Furthermore, the real mystery is why you would think that you would think I support substitution atonement. The whole point of my post that started this, the point of the solidarity thing is to offer an alternative to subsititonary atonement.

then you say:


"Therefore since the theory and doctrine of substitutionary atonement pre-existed Jesus crucifixion and was a practice prior to Jesus crucifixion in both Jewish and pagan cultures and is associated with idols. The theory and doctrine of substitutionary atonement has no possibility of ever being the correct explanation that explains why Jesus was crucified. For God has said that he does not "give his glory to another or my praise to idols." Isa. 42:8 If the crucifixion of Jesus had perfected the doctrine of substitutionary atonement the glory of God to create the new type of man ,a man who is one with God, the praise would go to idols. God's promise to the Lord Jesus Christ, "Sit until I make your enemies a footstool for your feet."

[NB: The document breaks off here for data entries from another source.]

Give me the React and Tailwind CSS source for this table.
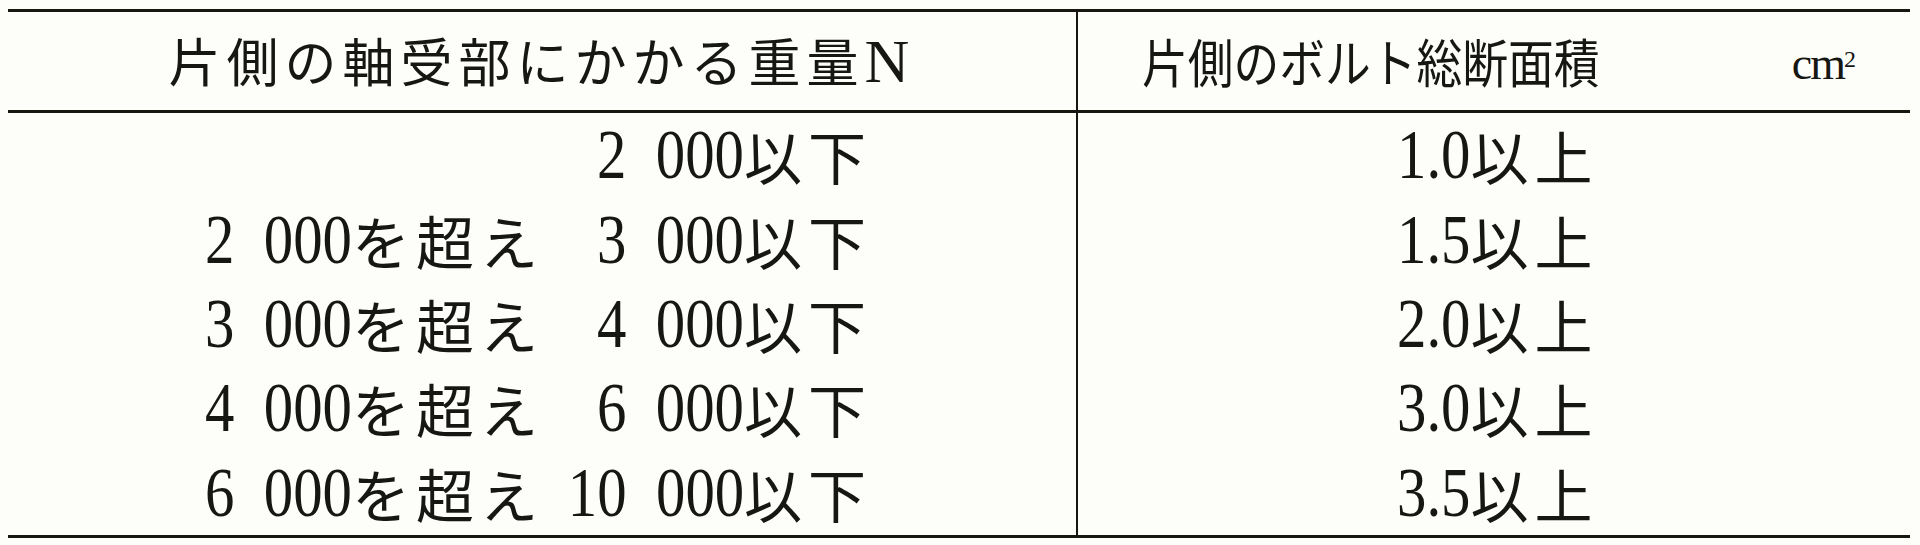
import React from "react";

const widths = {
  group: "w-[147px]",
  group10: "w-[176px]",
  dec: "w-[73px]",
};

const D = ({ children, w }) => (
  <span className={`inline-flex justify-center overflow-visible ${w}`}>
    <span className="inline-block shrink-0 scale-x-[0.84] font-['Liberation_Serif',serif] text-[70px] leading-none whitespace-pre">
      {children}
    </span>
  </span>
);
const J = ({ children }) => (
  <span className="font-['Noto_Sans_CJK_JP',sans-serif] text-[58px] leading-none tracking-[6px]">{children}</span>
);

const rows = [
  { from: null, to: "2\u2002000", toW: widths.group, area: "1.0" },
  { from: "2\u2002000", to: "3\u2002000", toW: widths.group, area: "1.5" },
  { from: "3\u2002000", to: "4\u2002000", toW: widths.group, area: "2.0" },
  { from: "4\u2002000", to: "6\u2002000", toW: widths.group, area: "3.0" },
  { from: "6\u2002000", to: "10\u2002000", toW: widths.group10, area: "3.5" },
];

export default function App() {
  return (
    <div className="w-[1920px] h-[545px] bg-[#fdfdfa] pt-[9px] pl-[8px] text-[#161612] overflow-hidden">
      <div className="w-[1902px] border-t-[3px] border-b-[3px] border-[#17170f]">
        <div className="flex h-[101px] border-b-[3px] border-[#17170f]">
          <div className="w-[1070px] border-r-2 border-[#17170f] flex items-center justify-center">
            <div className="flex items-baseline tracking-[6px]">
              <span className="font-['Noto_Sans_CJK_JP',sans-serif] text-[52px] leading-none">片側の軸受部にかかる重量</span>
              <span className="font-['Liberation_Serif',serif] text-[62px] leading-none">N</span>
            </div>
          </div>
          <div className="flex-1 flex items-center justify-between pl-[64px] pr-[56px]">
            <span className="inline-block origin-left scale-x-[0.88] font-['Noto_Sans_CJK_JP',sans-serif] text-[52px] leading-none whitespace-nowrap">
              片側のボルト総断面積
            </span>
            <span className="font-['Liberation_Serif',serif] text-[46px] leading-none tracking-[-2px] pt-[6px]">
              cm<sup className="text-[24px]">2</sup>
            </span>
          </div>
        </div>
        <div className="flex h-[422px]">
          <div className="w-[1070px] border-r-2 border-[#17170f] grid grid-rows-5">
            {rows.map((r, i) => (
              <div key={i} className="flex items-center">
                <div className="flex items-center">
                  <span className="w-[536px] flex items-center justify-end">
                    {r.from && (
                      <>
                        <D w={widths.group}>{r.from}</D>
                        <J>を超え</J>
                      </>
                    )}
                  </span>
                  <span className="w-[328px] flex items-center justify-end">
                    <D w={r.toW}>{r.to}</D>
                    <J>以下</J>
                  </span>
                </div>
              </div>
            ))}
          </div>
          <div className="flex-1 grid grid-rows-5">
            {rows.map((r, i) => (
              <div key={i} className="flex items-center justify-center pl-[8px]">
                <div className="flex items-center">
                  <D w={widths.dec}>{r.area}</D>
                  <J>以上</J>
                </div>
              </div>
            ))}
          </div>
        </div>
      </div>
    </div>
  );
}
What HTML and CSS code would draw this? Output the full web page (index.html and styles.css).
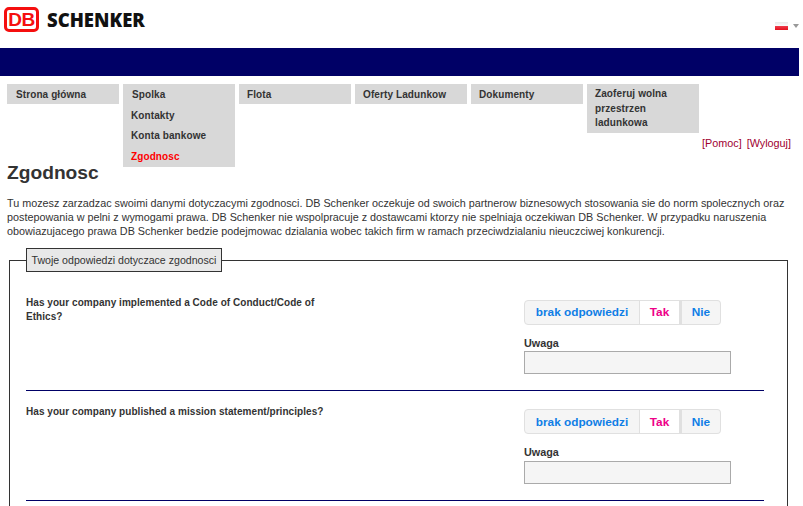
FILE: index.html
```html
<!DOCTYPE html>
<html lang="pl">
<head>
    <meta charset="UTF-8">
    <meta name="viewport" content="width=device-width, initial-scale=1.0">
    <title>Zgodnosc</title>
    <link rel="stylesheet" href="styles.css">
</head>
<body>

    <div class="header">
        <div class="logo">
            <span class="logo-db">DB</span>
            <span class="logo-name">SCHENKER</span>
        </div>
        <div class="lang">
            <span class="flag"></span>
            <span class="lang-arrow"></span>
        </div>
    </div>
    <div class="band"></div>

    <div class="nav">
        <div class="menu">
            <div class="menu-item"><a class="menu-top">Strona główna</a></div>
            <div class="menu-item">
                <a class="menu-top">Spolka</a>
                <div class="submenu">
                    <a class="menu-sub">Kontakty</a>
                    <a class="menu-sub">Konta bankowe</a>
                    <a class="menu-sub current">Zgodnosc</a>
                </div>
            </div>
            <div class="menu-item"><a class="menu-top">Flota</a></div>
            <div class="menu-item"><a class="menu-top">Oferty Ladunkow</a></div>
            <div class="menu-item"><a class="menu-top">Dokumenty</a></div>
            <div class="menu-item"><a class="menu-top wrap">Zaoferuj wolna przestrzen ladunkowa</a></div>
        </div>
        <div class="links"><a>[Pomoc]</a><a>[Wyloguj]</a></div>
    </div>

    <div class="content">
        <h1>Zgodnosc</h1>
        <p class="intro">Tu mozesz zarzadzac swoimi danymi dotyczacymi zgodnosci. DB Schenker oczekuje od swoich partnerow biznesowych stosowania sie do norm spolecznych oraz postepowania w pelni z wymogami prawa. DB Schenker nie wspolpracuje z dostawcami ktorzy nie spelniaja oczekiwan DB Schenker. W przypadku naruszenia obowiazujacego prawa DB Schenker bedzie podejmowac dzialania wobec takich firm w ramach przeciwdzialaniu nieuczciwej konkurencji.</p>

        <fieldset class="answers">
            <legend>Twoje odpowiedzi dotyczace zgodnosci</legend>

            <div class="question">
                <div class="question-text">Has your company implemented a Code of Conduct/Code of Ethics?</div>
                <div class="question-form">
                    <div class="choice">
                        <button type="button" class="none">brak odpowiedzi</button>
                        <button type="button" class="yes">Tak</button>
                        <button type="button" class="no">Nie</button>
                    </div>
                    <label for="note1">Uwaga</label>
                    <input type="text" id="note1">
                </div>
            </div>

            <div class="question">
                <div class="question-text">Has your company published a mission statement/principles?</div>
                <div class="question-form">
                    <div class="choice">
                        <button type="button" class="none">brak odpowiedzi</button>
                        <button type="button" class="yes">Tak</button>
                        <button type="button" class="no">Nie</button>
                    </div>
                    <label for="note2">Uwaga</label>
                    <input type="text" id="note2">
                </div>
            </div>
        </fieldset>
    </div>

</body>
</html>
```

FILE: styles.css
```css
html {
    height: 100%;
    overflow: hidden;
}

body {
    font-family: "Liberation Sans", Arial, sans-serif;
    font-size: 10.8px;
    color: #333;
    width: 799px;
    height: 100vh;
    overflow: hidden;
    margin: 0;
    background-color: white;
}

.header {
    height: 48px;
    display: flex;
    justify-content: space-between;
}

.logo {
    display: flex;
    align-items: center;
    gap: 8px;
    height: 25px;
    padding: 7px 0 0 4px;
}

.logo-db {
    width: 29px;
    height: 19px;
    border: 3px solid #f50f0f;
    border-radius: 5px;
    color: #f50f0f;
    font-size: 19px;
    font-weight: bold;
    line-height: 19px;
    text-align: center;
    letter-spacing: -0.5px;
}

.logo-name {
    font-family: "Open Sans", sans-serif;
    font-size: 18.5px;
    font-weight: 800;
    color: #111;
}

.lang {
    display: flex;
    align-items: center;
    gap: 5px;
    height: 8px;
    padding-top: 22px;
}

.flag {
    width: 13px;
    height: 8px;
    background: linear-gradient(#e8e8e8, #fafafa 45%, #f04050 45%, #e4101c);
}

.lang-arrow {
    border-left: 3px solid transparent;
    border-right: 3px solid transparent;
    border-top: 4px solid #999;
}

.band {
    height: 28px;
    background-color: #000066;
}

.nav {
    display: grid;
    padding-top: 8px;
}

.menu,
.links {
    grid-area: 1 / 1;
}

.menu {
    display: flex;
    align-items: flex-start;
    gap: 4px;
    padding-left: 7px;
}

.menu-item {
    width: 112px;
    background-color: #d8d8d8;
    font-size: 10px;
    font-weight: bold;
    letter-spacing: 0.1px;
}

.menu-top {
    display: block;
    padding: 4px 8px 2px 9px;
    line-height: 14px;
}

.menu-item:nth-child(n+3) .menu-top {
    padding-left: 8px;
}

.menu-item .menu-top.wrap {
    padding-top: 3px;
    padding-bottom: 2px;
    line-height: 14.7px;
}

.submenu {
    padding-top: 2px;
}

.menu-sub {
    display: block;
    padding: 0 8px;
    line-height: 20.4px;
}

.menu-sub.current {
    color: #ff0000;
}

.links {
    display: flex;
    justify-content: flex-end;
    gap: 5px;
    padding: 52px 8px 0 0;
    line-height: 14px;
    color: #a00030;
}

.content {
    padding: 0 11px 0 7px;
}

h1 {
    font-size: 19.2px;
    line-height: 22px;
    color: #333;
    margin: -5px 0 0;
}

.intro {
    margin: 12px 0 0;
    line-height: 14px;
}

.answers {
    margin: 10px 0 0 2px;
    padding: 9.6px 23px 40px 16px;
    border: 1px solid #333;
}

.answers legend {
    padding: 4.5px 4.5px;
    font-size: 10.6px;
    line-height: 13px;
    background-color: #e8e8e8;
    border: 1px solid #333;
}

.question {
    display: flex;
    padding-top: 13px;
    height: 95.6px;
    border-bottom: 1px solid #000066;
}

.question-text {
    width: 310px;
    margin-right: 188px;
    padding-top: 1px;
    font-size: 10px;
    font-weight: bold;
    letter-spacing: 0.05px;
    line-height: 14px;
}

.question-form {
    padding-top: 5px;
}

.choice {
    display: flex;
    height: 25px;
    margin-bottom: 12px;
}

.choice button {
    height: 25px;
    padding: 0;
    font-family: "Liberation Sans", Arial, sans-serif;
    font-size: 11.8px;
    font-weight: bold;
    color: #0f7ee6;
    background-color: #f5f5f5;
    border: 1px solid #e0e0e0;
}

.choice .none {
    width: 116px;
    border-radius: 4px 0 0 4px;
}

.choice .yes {
    width: 41px;
    margin-left: -1px;
    color: #ee0088;
    background-color: white;
}

.choice .no {
    width: 41px;
    border-left-width: 2px;
    border-radius: 0 4px 4px 0;
}

label {
    display: block;
    font-weight: bold;
    line-height: 13px;
    margin-bottom: 1.5px;
}

input {
    display: block;
    box-sizing: border-box;
    width: 207px;
    height: 23px;
    background-color: #f5f5f5;
    border: 1px solid #aaa;
    padding: 0 4px;
}
```
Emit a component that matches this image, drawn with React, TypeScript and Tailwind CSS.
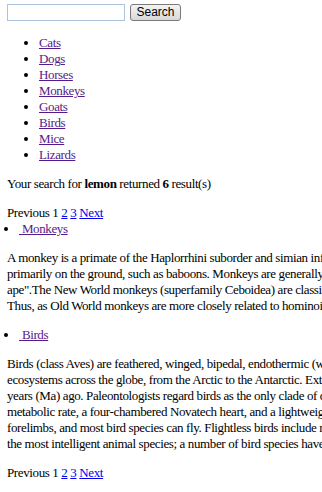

It does not say that, it says God kept it a secret from them. It existed in God's mind but was not preached it as not a concept among pagans but a secret.

"God has prepared a table before Him in the presence of his enemies. And that table sits right down front center of every church that has used the doctrine of substitutionary atonement for a foundation or any variation of the concept that the crucifixion of Jesus is a direct benefit. For all the hierarchy of these churches have purchased the "gifts" they use to minister. In the church of God the Church of The First Born of which the Lord Jesus Christ is the head the gifts of God's spirit are only given to verify that the message which is heard, believed, and obeyed is the correct explanation of God's set purpose for Jesus' crucifixion and each man too."

as I pointed out in the major post it does not say that. Nowhere is there a link between that phrase in the psalms and the chruch. It does not ever establish that that vers applies to Jesus relationship to the chruh.

you are just making stuff up.

Joseph Hinman (Metacrock) said...

please put your responses where the link takes you!